-- start of Task material --
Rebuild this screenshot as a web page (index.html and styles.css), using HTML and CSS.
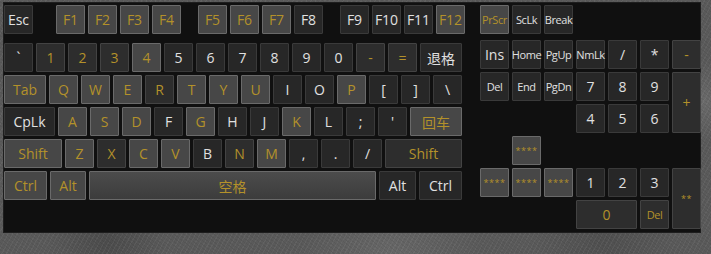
FILE: index.html
```html
<!DOCTYPE html>
<html lang="zh">
<head>
    <meta charset="UTF-8">
    <title>屏幕键盘</title>
    <link rel="stylesheet" href="styles.css">
</head>
<body>
    <div class="board">
        <div class="main">
            <div class="row fn">
                <div class="key esc">Esc</div>
                <div class="group">
                    <div class="key lit">F1</div>
                    <div class="key lit">F2</div>
                    <div class="key lit">F3</div>
                    <div class="key lit">F4</div>
                </div>
                <div class="group">
                    <div class="key lit">F5</div>
                    <div class="key lit">F6</div>
                    <div class="key lit">F7</div>
                    <div class="key">F8</div>
                </div>
                <div class="group">
                    <div class="key">F9</div>
                    <div class="key">F10</div>
                    <div class="key">F11</div>
                    <div class="key lit">F12</div>
                </div>
            </div>
            <div class="row">
                <div class="key">`</div>
                <div class="key gold">1</div>
                <div class="key gold">2</div>
                <div class="key gold">3</div>
                <div class="key lit">4</div>
                <div class="key">5</div>
                <div class="key">6</div>
                <div class="key">7</div>
                <div class="key">8</div>
                <div class="key">9</div>
                <div class="key">0</div>
                <div class="key gold">-</div>
                <div class="key gold">=</div>
                <div class="key grow cjk">退格</div>
            </div>
            <div class="row">
                <div class="key lit grow">Tab</div>
                <div class="key lit">Q</div>
                <div class="key lit">W</div>
                <div class="key lit">E</div>
                <div class="key gold">R</div>
                <div class="key lit">T</div>
                <div class="key lit">Y</div>
                <div class="key lit">U</div>
                <div class="key">I</div>
                <div class="key">O</div>
                <div class="key lit">P</div>
                <div class="key">[</div>
                <div class="key">]</div>
                <div class="key">\</div>
            </div>
            <div class="row">
                <div class="key caps">CpLk</div>
                <div class="key lit">A</div>
                <div class="key lit">S</div>
                <div class="key lit">D</div>
                <div class="key">F</div>
                <div class="key lit">G</div>
                <div class="key">H</div>
                <div class="key">J</div>
                <div class="key lit">K</div>
                <div class="key">L</div>
                <div class="key">;</div>
                <div class="key">'</div>
                <div class="key lit grow cjk">回车</div>
            </div>
            <div class="row">
                <div class="key lit shift">Shift</div>
                <div class="key lit">Z</div>
                <div class="key gold">X</div>
                <div class="key lit">C</div>
                <div class="key lit">V</div>
                <div class="key">B</div>
                <div class="key gold">N</div>
                <div class="key lit">M</div>
                <div class="key">,</div>
                <div class="key">.</div>
                <div class="key">/</div>
                <div class="key gold grow">Shift</div>
            </div>
            <div class="row">
                <div class="key lit ctrl">Ctrl</div>
                <div class="key lit alt">Alt</div>
                <div class="key lit space grow cjk">空格</div>
                <div class="key alt-r">Alt</div>
                <div class="key ctrl">Ctrl</div>
            </div>
        </div>

        <div class="side">
            <div class="row fn">
                <div class="key lit small">PrScr</div>
                <div class="key small">ScLk</div>
                <div class="key small">Break</div>
            </div>
            <div class="pad">
                <div class="key">Ins</div>
                <div class="key small">Home</div>
                <div class="key small">PgUp</div>
                <div class="key small">NmLk</div>
                <div class="key">/</div>
                <div class="key">*</div>
                <div class="key gold">-</div>

                <div class="key small">Del</div>
                <div class="key small">End</div>
                <div class="key small">PgDn</div>
                <div class="key">7</div>
                <div class="key">8</div>
                <div class="key">9</div>
                <div class="key gold tall">+</div>

                <div class="key c4">4</div>
                <div class="key">5</div>
                <div class="key">6</div>

                <div class="key lit stars c2">****</div>

                <div class="key lit stars c1">****</div>
                <div class="key lit stars">****</div>
                <div class="key lit stars">****</div>
                <div class="key">1</div>
                <div class="key">2</div>
                <div class="key">3</div>
                <div class="key gold stars tall">**</div>

                <div class="key gold zero">0</div>
                <div class="key gold small">Del</div>
            </div>
        </div>
    </div>
</body>
</html>
```

FILE: styles.css
```css
body {
    margin: 0;
    width: 711px;
    height: 254px;
    overflow: hidden;
    font-family: "Open Sans", "Noto Sans CJK SC", sans-serif;
    background-color: #5a5a5a;
    background-image:
        repeating-linear-gradient(37deg, rgba(0, 0, 0, 0.06) 0 1px, transparent 1px 3px),
        repeating-linear-gradient(-61deg, rgba(255, 255, 255, 0.05) 0 1px, transparent 1px 4px),
        radial-gradient(circle at 15% 95%, #4c4c4c 0, transparent 60px),
        radial-gradient(circle at 55% 100%, #676767 0, transparent 90px),
        radial-gradient(circle at 85% 95%, #505050 0, transparent 70px),
        radial-gradient(circle at 99% 40%, #6a6a6a 0, transparent 40px);
}

.board {
    display: flex;
    width: 698px;
    height: 231px;
    box-sizing: border-box;
    margin: 2px 0 0 3px;
    padding: 2px 0 0 0;
    background-color: #101010;
    border: 1px solid #1e1e1e;
}

.main {
    display: flex;
    flex-direction: column;
    gap: 3px;
    width: 458px;
}

.side {
    display: flex;
    flex-direction: column;
    margin-left: 18px;
}

.row {
    display: flex;
    gap: 3px;
}

.row.fn {
    margin-bottom: 6px;
}

.group {
    display: flex;
    gap: 3px;
    margin-left: 14px;
}

.esc {
    margin-right: 6px;
}

.pad {
    display: grid;
    grid-template-columns: repeat(7, 29px);
    grid-auto-rows: 29px;
    gap: 3px;
}

.key {
    box-sizing: border-box;
    width: 29px;
    height: 29px;
    flex: none;
    display: flex;
    align-items: center;
    justify-content: center;
    background-color: #272727;
    border: 1px solid #3a3a3a;
    border-radius: 1px;
    color: #e0e0e0;
    font-size: 14px;
}

.key.gold {
    color: #b3912a;
    background-color: #2d2d2d;
    border-color: #434343;
}

.key.lit {
    color: #b3912a;
    background-color: #474747;
    border-color: #6a6a6a;
}

.key.grow {
    flex: 1;
    width: auto;
}

.key.cjk {
    font-family: "Noto Sans CJK SC", sans-serif;
    font-size: 14px;
}

.key.small {
    font-size: 11px;
    letter-spacing: -0.4px;
}

.key.stars {
    font-size: 9px;
    letter-spacing: 0.5px;
}

.caps { width: 51px; }
.shift { width: 58px; }
.ctrl { width: 43px; }
.alt { width: 36px; }
.alt-r { width: 37px; }

.key.space {
    background-image: linear-gradient(#4c4c4c, #3c3c3c);
}

.pad .tall {
    grid-row: span 2;
    height: auto;
}

.pad .zero {
    grid-column: 4 / span 2;
    width: auto;
}

.pad .c4 { grid-column: 4; }
.pad .c2 { grid-column: 2; }
.pad .c1 { grid-column: 1; }
```
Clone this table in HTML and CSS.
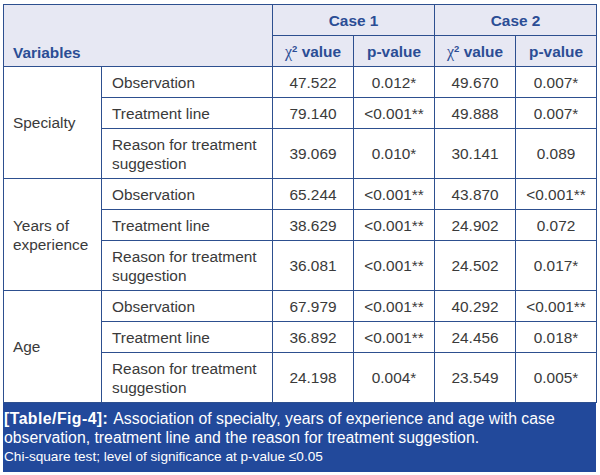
FILE: index.html
```html
<!DOCTYPE html>
<html>
<head>
<meta charset="utf-8">
<link rel="stylesheet" href="styles.css">
</head>
<body>
<div class="figure">
<table class="stats">
  <colgroup>
    <col class="c-var"><col class="c-sub"><col class="c-num"><col class="c-num"><col class="c-num"><col class="c-num">
  </colgroup>
  <thead>
    <tr class="h1">
      <th colspan="2" rowspan="2" class="var-head">Variables</th>
      <th colspan="2">Case 1</th>
      <th colspan="2">Case 2</th>
    </tr>
    <tr class="h2">
      <th><span class="chi">χ</span><sup>2</sup> value</th>
      <th>p-value</th>
      <th><span class="chi">χ</span><sup>2</sup> value</th>
      <th>p-value</th>
    </tr>
  </thead>
  <tbody>
    <tr class="one">
      <td rowspan="3" class="group">Specialty</td>
      <td class="sub">Observation</td><td>47.522</td><td>0.012*</td><td>49.670</td><td>0.007*</td>
    </tr>
    <tr class="one">
      <td class="sub">Treatment line</td><td>79.140</td><td>&lt;0.001**</td><td>49.888</td><td>0.007*</td>
    </tr>
    <tr class="two">
      <td class="sub">Reason for treatment suggestion</td><td>39.069</td><td>0.010*</td><td>30.141</td><td>0.089</td>
    </tr>
    <tr class="one">
      <td rowspan="3" class="group">Years of experience</td>
      <td class="sub">Observation</td><td>65.244</td><td>&lt;0.001**</td><td>43.870</td><td>&lt;0.001**</td>
    </tr>
    <tr class="one">
      <td class="sub">Treatment line</td><td>38.629</td><td>&lt;0.001**</td><td>24.902</td><td>0.072</td>
    </tr>
    <tr class="two">
      <td class="sub">Reason for treatment suggestion</td><td>36.081</td><td>&lt;0.001**</td><td>24.502</td><td>0.017*</td>
    </tr>
    <tr class="one">
      <td rowspan="3" class="group">Age</td>
      <td class="sub">Observation</td><td>67.979</td><td>&lt;0.001**</td><td>40.292</td><td>&lt;0.001**</td>
    </tr>
    <tr class="one">
      <td class="sub">Treatment line</td><td>36.892</td><td>&lt;0.001**</td><td>24.456</td><td>0.018*</td>
    </tr>
    <tr class="two">
      <td class="sub">Reason for treatment suggestion</td><td>24.198</td><td>0.004*</td><td>23.549</td><td>0.005*</td>
    </tr>
  </tbody>
</table>
<div class="caption">
  <div class="cap-line"><b class="cap-label">[Table/Fig-4]:</b><span class="cap-text">Association of specialty, years of experience and age with case</span></div>
  <div class="cap-line"><span class="cap-text">observation, treatment line and the reason for treatment suggestion.</span></div>
  <div class="cap-note">Chi-square test; level of significance at p-value ≤0.05</div>
</div>
</div>
</body>
</html>
```
FILE: styles.css
```css
html, body {
  margin: 0;
  padding: 0;
  background: #ffffff;
}
body {
  font-family: "Liberation Sans", Arial, sans-serif;
  color: #3a3a3a;
}
.figure {
  width: 593px;
  margin: 4px 0 0 3px;
}
.stats {
  width: 593px;
  table-layout: fixed;
  border-collapse: collapse;
  font-size: 15.4px;
  line-height: 19px;
}
.c-var { width: 98px; }
.c-sub { width: 171px; }
.c-num { width: 81px; }
.stats th, .stats td {
  border: 1px solid #2d4f8f;
  padding: 0 4px;
  text-align: center;
  vertical-align: middle;
}
.stats th {
  background: #e7e8f3;
  color: #2b4d95;
  font-weight: bold;
}
.h1 { height: 31px; }
.h2 { height: 31px; }
.stats th.var-head {
  text-align: left;
  vertical-align: bottom;
  padding: 0 9px 4px;
}
.chi {
  font-family: "Liberation Serif", "Times New Roman", serif;
  font-weight: normal;
  font-size: 16px;
}
.stats sup {
  font-size: 9.5px;
  line-height: 0;
  vertical-align: 5px;
}
.one { height: 31px; }
.two { height: 50px; }
.stats td.group {
  text-align: left;
  padding: 0 9px;
}
.stats td.sub {
  text-align: left;
  padding: 0 10px;
}
.caption {
  background: #22499b;
  color: #ffffff;
  height: 69px;
  box-sizing: border-box;
  padding: 6px 4px 6px 1px;
}
.cap-line {
  display: flex;
  gap: 5px;
  font-size: 15.8px;
  line-height: 19px;
  white-space: nowrap;
}
.cap-label {
  letter-spacing: 0.45px;
}
.cap-note {
  font-size: 13.6px;
  line-height: 19px;
  white-space: nowrap;
}
```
-- end of Task material --
• **Exercise prompt**
Your task is to collect every line above that contains the word "this".

• **Exercise response**
Rebuild this screenshot as a web page (index.html and styles.css), using HTML and CSS.
Clone this table in HTML and CSS.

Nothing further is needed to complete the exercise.